INFORMATION PROVIDED:

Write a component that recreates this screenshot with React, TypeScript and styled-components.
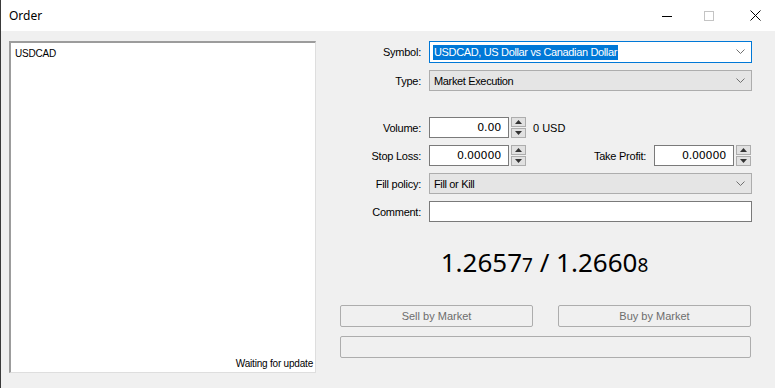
import React from "react";
import styled, { createGlobalStyle } from "styled-components";

const Global = createGlobalStyle`
  html, body { margin: 0; padding: 0; background: #f0f0f0; }
  body { font-family: "Liberation Sans", Arial, sans-serif; font-size: 11px; color: #000; }
  * { box-sizing: border-box; }
`;

const Window = styled.div`
  width: 775px;
  height: 388px;
  display: flex;
  flex-direction: column;
  background: #f0f0f0;
  border-left: 1px solid #3a3a3a;
  overflow: hidden;
`;

const TitleBar = styled.div`
  height: 31px;
  flex: none;
  background: #fff;
  display: flex;
  align-items: center;
  padding-left: 8px;
`;

const Title = styled.div`
  flex: 1;
  font-family: "Noto Sans", "Open Sans", sans-serif;
  font-size: 12px;
  color: #000;
`;

const WinButton = styled.div<{ $w: number; $pl?: number }>`
  width: ${(p) => p.$w}px;
  height: 31px;
  padding-left: ${(p) => p.$pl ?? 0}px;
  display: flex;
  align-items: center;
  justify-content: center;
`;

const Body = styled.div`
  flex: 1;
  display: flex;
  padding: 10px 23px 15px 8px;
  gap: 24px;
`;

const LeftPanel = styled.div`
  width: 307px;
  background: #fff;
  border-style: solid;
  border-width: 2px 1px 1px 2px;
  border-color: #9c9c9c #dedede #dedede #9c9c9c;
  display: flex;
  flex-direction: column;
  justify-content: space-between;
  padding: 4px 2px 2px 4px;
`;

const PanelText = styled.div<{ $right?: boolean }>`
  text-align: ${(p) => (p.$right ? "right" : "left")};
  font-size: 10px;
  letter-spacing: -0.2px;
  line-height: 13px;
`;

const RightCol = styled.div`
  flex: 1;
  display: flex;
  flex-direction: column;
`;

const Row = styled.div<{ $mt?: number }>`
  display: flex;
  align-items: center;
  height: 21px;
  margin-top: ${(p) => p.$mt ?? 7}px;
`;

const Label = styled.div<{ $w?: number }>`
  width: ${(p) => p.$w ?? 81}px;
  text-align: right;
  margin-right: 8px;
  flex: none;
  white-space: nowrap;
  letter-spacing: -0.25px;
`;

const Combo = styled.div<{ $focus?: boolean }>`
  flex: 1;
  height: ${(p) => (p.$focus ? 22 : 21)}px;
  display: flex;
  align-items: center;
  padding: 0 6px 0 3px;
  background: ${(p) => (p.$focus ? "#fff" : "#e5e5e5")};
  border: 1px solid ${(p) => (p.$focus ? "#0078d7" : "#adadad")};
`;

const ComboText = styled.span<{ $sel?: boolean }>`
  flex: 1;
  white-space: nowrap;
  letter-spacing: -0.35px;
  span {
    background: ${(p) => (p.$sel ? "#0078d7" : "transparent")};
    color: ${(p) => (p.$sel ? "#fff" : "#000")};
    padding: 1px 1px 2px 1px;
  }
`;

const TextInput = styled.div<{ $w?: number }>`
  width: ${(p) => (p.$w ? `${p.$w}px` : "auto")};
  flex: ${(p) => (p.$w ? "none" : "1")};
  height: 21px;
  background: #fff;
  border: 1px solid #7a7a7a;
  display: flex;
  align-items: center;
  justify-content: flex-end;
  padding: 0 7px;
  font-family: "DejaVu Sans", sans-serif;
  font-size: 11px;
  letter-spacing: -0.2px;
`;

const Spinner = styled.div`
  width: 15px;
  height: 21px;
  margin-left: 2px;
  flex: none;
  display: flex;
  flex-direction: column;
  gap: 1px;
`;

const SpinHalf = styled.div`
  flex: 1;
  background: #e1e1e1;
  border: 1px solid #adadad;
  display: flex;
  align-items: center;
  justify-content: center;
`;

const Suffix = styled.div`
  margin-left: 7px;
`;

const Spacer = styled.div<{ $w?: number }>`
  flex: ${(p) => (p.$w ? "none" : "1")};
  width: ${(p) => (p.$w ? `${p.$w}px` : "auto")};
`;

const Price = styled.div`
  margin-top: 25px;
  text-align: center;
  font-family: "Noto Sans", "Open Sans", sans-serif;
  font-size: 26px;
  line-height: 30px;
  color: #000;
  padding-right: 3px;
`;

const Small = styled.span`
  font-size: 19px;
`;

const Buttons = styled.div`
  margin-top: 25px;
  display: flex;
  gap: 25px;
  padding-right: 1px;
`;

const Btn = styled.div`
  flex: 1;
  height: 22px;
  border: 1px solid #adadad;
  border-radius: 2px;
  background: #f0f0f0;
  color: #6d6d6d;
  display: flex;
  align-items: center;
  justify-content: center;
`;

const Progress = styled.div`
  margin-top: 9px;
  margin-right: 1px;
  height: 22px;
  border: 1px solid #adadad;
  border-radius: 2px;
  background: #f0f0f0;
`;

const Chevron = () => (
  <svg width="9" height="5" viewBox="0 0 9 5">
    <path d="M0.5 0.5 L4.5 4.5 L8.5 0.5" fill="none" stroke="#707070" strokeWidth="1" />
  </svg>
);

const Spin = () => (
  <Spinner>
    <SpinHalf>
      <svg width="7" height="4" viewBox="0 0 7 4">
        <path d="M0 4 L3.5 0 L7 4 Z" fill="#333" />
      </svg>
    </SpinHalf>
    <SpinHalf>
      <svg width="7" height="4" viewBox="0 0 7 4">
        <path d="M0 0 L3.5 4 L7 0 Z" fill="#333" />
      </svg>
    </SpinHalf>
  </Spinner>
);

export default function App() {
  return (
    <>
      <Global />
      <Window>
        <TitleBar>
          <Title>Order</Title>
          <WinButton $w={44}>
            <svg width="10" height="10" viewBox="0 0 10 10">
              <path d="M0 5.5 H10" stroke="#000" strokeWidth="1" />
            </svg>
          </WinButton>
          <WinButton $w={40}>
            <svg width="10" height="10" viewBox="0 0 10 10">
              <rect x="0.5" y="0.5" width="9" height="9" fill="none" stroke="#c4c4c4" strokeWidth="1" />
            </svg>
          </WinButton>
          <WinButton $w={46} $pl={6}>
            <svg width="11" height="11" viewBox="0 0 11 11">
              <path d="M0.5 0.5 L10.5 10.5 M10.5 0.5 L0.5 10.5" stroke="#000" strokeWidth="1" />
            </svg>
          </WinButton>
        </TitleBar>
        <Body>
          <LeftPanel>
            <PanelText>USDCAD</PanelText>
            <PanelText $right>Waiting for update</PanelText>
          </LeftPanel>
          <RightCol>
            <Row $mt={0}>
              <Label>Symbol:</Label>
              <Combo $focus>
                <ComboText $sel>
                  <span>USDCAD, US Dollar vs Canadian Dollar</span>
                </ComboText>
                <Chevron />
              </Combo>
            </Row>
            <Row $mt={8}>
              <Label>Type:</Label>
              <Combo>
                <ComboText>
                  <span>Market Execution</span>
                </ComboText>
                <Chevron />
              </Combo>
            </Row>
            <Row $mt={26}>
              <Label>Volume:</Label>
              <TextInput $w={80}>0.00</TextInput>
              <Spin />
              <Suffix>0 USD</Suffix>
            </Row>
            <Row>
              <Label>Stop Loss:</Label>
              <TextInput $w={80}>0.00000</TextInput>
              <Spin />
              <Spacer />
              <Label $w={100}>Take Profit:</Label>
              <TextInput $w={80}>0.00000</TextInput>
              <Spin />
              <Spacer $w={1} />
            </Row>
            <Row>
              <Label>Fill policy:</Label>
              <Combo>
                <ComboText>
                  <span>Fill or Kill</span>
                </ComboText>
                <Chevron />
              </Combo>
            </Row>
            <Row>
              <Label>Comment:</Label>
              <TextInput />
            </Row>
            <Price>
              1.2657<Small>7</Small> / 1.2660<Small>8</Small>
            </Price>
            <Buttons>
              <Btn>Sell by Market</Btn>
              <Btn>Buy by Market</Btn>
            </Buttons>
            <Progress />
          </RightCol>
        </Body>
      </Window>
    </>
  );
}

THE TASK:
Output the lines above in full and exactly as given, omitting any pictures.

THE OUTPUT:
Write a component that recreates this screenshot with React, TypeScript and styled-components.
import React from "react";
import styled, { createGlobalStyle } from "styled-components";

const Global = createGlobalStyle`
  html, body { margin: 0; padding: 0; background: #f0f0f0; }
  body { font-family: "Liberation Sans", Arial, sans-serif; font-size: 11px; color: #000; }
  * { box-sizing: border-box; }
`;

const Window = styled.div`
  width: 775px;
  height: 388px;
  display: flex;
  flex-direction: column;
  background: #f0f0f0;
  border-left: 1px solid #3a3a3a;
  overflow: hidden;
`;

const TitleBar = styled.div`
  height: 31px;
  flex: none;
  background: #fff;
  display: flex;
  align-items: center;
  padding-left: 8px;
`;

const Title = styled.div`
  flex: 1;
  font-family: "Noto Sans", "Open Sans", sans-serif;
  font-size: 12px;
  color: #000;
`;

const WinButton = styled.div<{ $w: number; $pl?: number }>`
  width: ${(p) => p.$w}px;
  height: 31px;
  padding-left: ${(p) => p.$pl ?? 0}px;
  display: flex;
  align-items: center;
  justify-content: center;
`;

const Body = styled.div`
  flex: 1;
  display: flex;
  padding: 10px 23px 15px 8px;
  gap: 24px;
`;

const LeftPanel = styled.div`
  width: 307px;
  background: #fff;
  border-style: solid;
  border-width: 2px 1px 1px 2px;
  border-color: #9c9c9c #dedede #dedede #9c9c9c;
  display: flex;
  flex-direction: column;
  justify-content: space-between;
  padding: 4px 2px 2px 4px;
`;

const PanelText = styled.div<{ $right?: boolean }>`
  text-align: ${(p) => (p.$right ? "right" : "left")};
  font-size: 10px;
  letter-spacing: -0.2px;
  line-height: 13px;
`;

const RightCol = styled.div`
  flex: 1;
  display: flex;
  flex-direction: column;
`;

const Row = styled.div<{ $mt?: number }>`
  display: flex;
  align-items: center;
  height: 21px;
  margin-top: ${(p) => p.$mt ?? 7}px;
`;

const Label = styled.div<{ $w?: number }>`
  width: ${(p) => p.$w ?? 81}px;
  text-align: right;
  margin-right: 8px;
  flex: none;
  white-space: nowrap;
  letter-spacing: -0.25px;
`;

const Combo = styled.div<{ $focus?: boolean }>`
  flex: 1;
  height: ${(p) => (p.$focus ? 22 : 21)}px;
  display: flex;
  align-items: center;
  padding: 0 6px 0 3px;
  background: ${(p) => (p.$focus ? "#fff" : "#e5e5e5")};
  border: 1px solid ${(p) => (p.$focus ? "#0078d7" : "#adadad")};
`;

const ComboText = styled.span<{ $sel?: boolean }>`
  flex: 1;
  white-space: nowrap;
  letter-spacing: -0.35px;
  span {
    background: ${(p) => (p.$sel ? "#0078d7" : "transparent")};
    color: ${(p) => (p.$sel ? "#fff" : "#000")};
    padding: 1px 1px 2px 1px;
  }
`;

const TextInput = styled.div<{ $w?: number }>`
  width: ${(p) => (p.$w ? `${p.$w}px` : "auto")};
  flex: ${(p) => (p.$w ? "none" : "1")};
  height: 21px;
  background: #fff;
  border: 1px solid #7a7a7a;
  display: flex;
  align-items: center;
  justify-content: flex-end;
  padding: 0 7px;
  font-family: "DejaVu Sans", sans-serif;
  font-size: 11px;
  letter-spacing: -0.2px;
`;

const Spinner = styled.div`
  width: 15px;
  height: 21px;
  margin-left: 2px;
  flex: none;
  display: flex;
  flex-direction: column;
  gap: 1px;
`;

const SpinHalf = styled.div`
  flex: 1;
  background: #e1e1e1;
  border: 1px solid #adadad;
  display: flex;
  align-items: center;
  justify-content: center;
`;

const Suffix = styled.div`
  margin-left: 7px;
`;

const Spacer = styled.div<{ $w?: number }>`
  flex: ${(p) => (p.$w ? "none" : "1")};
  width: ${(p) => (p.$w ? `${p.$w}px` : "auto")};
`;

const Price = styled.div`
  margin-top: 25px;
  text-align: center;
  font-family: "Noto Sans", "Open Sans", sans-serif;
  font-size: 26px;
  line-height: 30px;
  color: #000;
  padding-right: 3px;
`;

const Small = styled.span`
  font-size: 19px;
`;

const Buttons = styled.div`
  margin-top: 25px;
  display: flex;
  gap: 25px;
  padding-right: 1px;
`;

const Btn = styled.div`
  flex: 1;
  height: 22px;
  border: 1px solid #adadad;
  border-radius: 2px;
  background: #f0f0f0;
  color: #6d6d6d;
  display: flex;
  align-items: center;
  justify-content: center;
`;

const Progress = styled.div`
  margin-top: 9px;
  margin-right: 1px;
  height: 22px;
  border: 1px solid #adadad;
  border-radius: 2px;
  background: #f0f0f0;
`;

const Chevron = () => (
  <svg width="9" height="5" viewBox="0 0 9 5">
    <path d="M0.5 0.5 L4.5 4.5 L8.5 0.5" fill="none" stroke="#707070" strokeWidth="1" />
  </svg>
);

const Spin = () => (
  <Spinner>
    <SpinHalf>
      <svg width="7" height="4" viewBox="0 0 7 4">
        <path d="M0 4 L3.5 0 L7 4 Z" fill="#333" />
      </svg>
    </SpinHalf>
    <SpinHalf>
      <svg width="7" height="4" viewBox="0 0 7 4">
        <path d="M0 0 L3.5 4 L7 0 Z" fill="#333" />
      </svg>
    </SpinHalf>
  </Spinner>
);

export default function App() {
  return (
    <>
      <Global />
      <Window>
        <TitleBar>
          <Title>Order</Title>
          <WinButton $w={44}>
            <svg width="10" height="10" viewBox="0 0 10 10">
              <path d="M0 5.5 H10" stroke="#000" strokeWidth="1" />
            </svg>
          </WinButton>
          <WinButton $w={40}>
            <svg width="10" height="10" viewBox="0 0 10 10">
              <rect x="0.5" y="0.5" width="9" height="9" fill="none" stroke="#c4c4c4" strokeWidth="1" />
            </svg>
          </WinButton>
          <WinButton $w={46} $pl={6}>
            <svg width="11" height="11" viewBox="0 0 11 11">
              <path d="M0.5 0.5 L10.5 10.5 M10.5 0.5 L0.5 10.5" stroke="#000" strokeWidth="1" />
            </svg>
          </WinButton>
        </TitleBar>
        <Body>
          <LeftPanel>
            <PanelText>USDCAD</PanelText>
            <PanelText $right>Waiting for update</PanelText>
          </LeftPanel>
          <RightCol>
            <Row $mt={0}>
              <Label>Symbol:</Label>
              <Combo $focus>
                <ComboText $sel>
                  <span>USDCAD, US Dollar vs Canadian Dollar</span>
                </ComboText>
                <Chevron />
              </Combo>
            </Row>
            <Row $mt={8}>
              <Label>Type:</Label>
              <Combo>
                <ComboText>
                  <span>Market Execution</span>
                </ComboText>
                <Chevron />
              </Combo>
            </Row>
            <Row $mt={26}>
              <Label>Volume:</Label>
              <TextInput $w={80}>0.00</TextInput>
              <Spin />
              <Suffix>0 USD</Suffix>
            </Row>
            <Row>
              <Label>Stop Loss:</Label>
              <TextInput $w={80}>0.00000</TextInput>
              <Spin />
              <Spacer />
              <Label $w={100}>Take Profit:</Label>
              <TextInput $w={80}>0.00000</TextInput>
              <Spin />
              <Spacer $w={1} />
            </Row>
            <Row>
              <Label>Fill policy:</Label>
              <Combo>
                <ComboText>
                  <span>Fill or Kill</span>
                </ComboText>
                <Chevron />
              </Combo>
            </Row>
            <Row>
              <Label>Comment:</Label>
              <TextInput />
            </Row>
            <Price>
              1.2657<Small>7</Small> / 1.2660<Small>8</Small>
            </Price>
            <Buttons>
              <Btn>Sell by Market</Btn>
              <Btn>Buy by Market</Btn>
            </Buttons>
            <Progress />
          </RightCol>
        </Body>
      </Window>
    </>
  );
}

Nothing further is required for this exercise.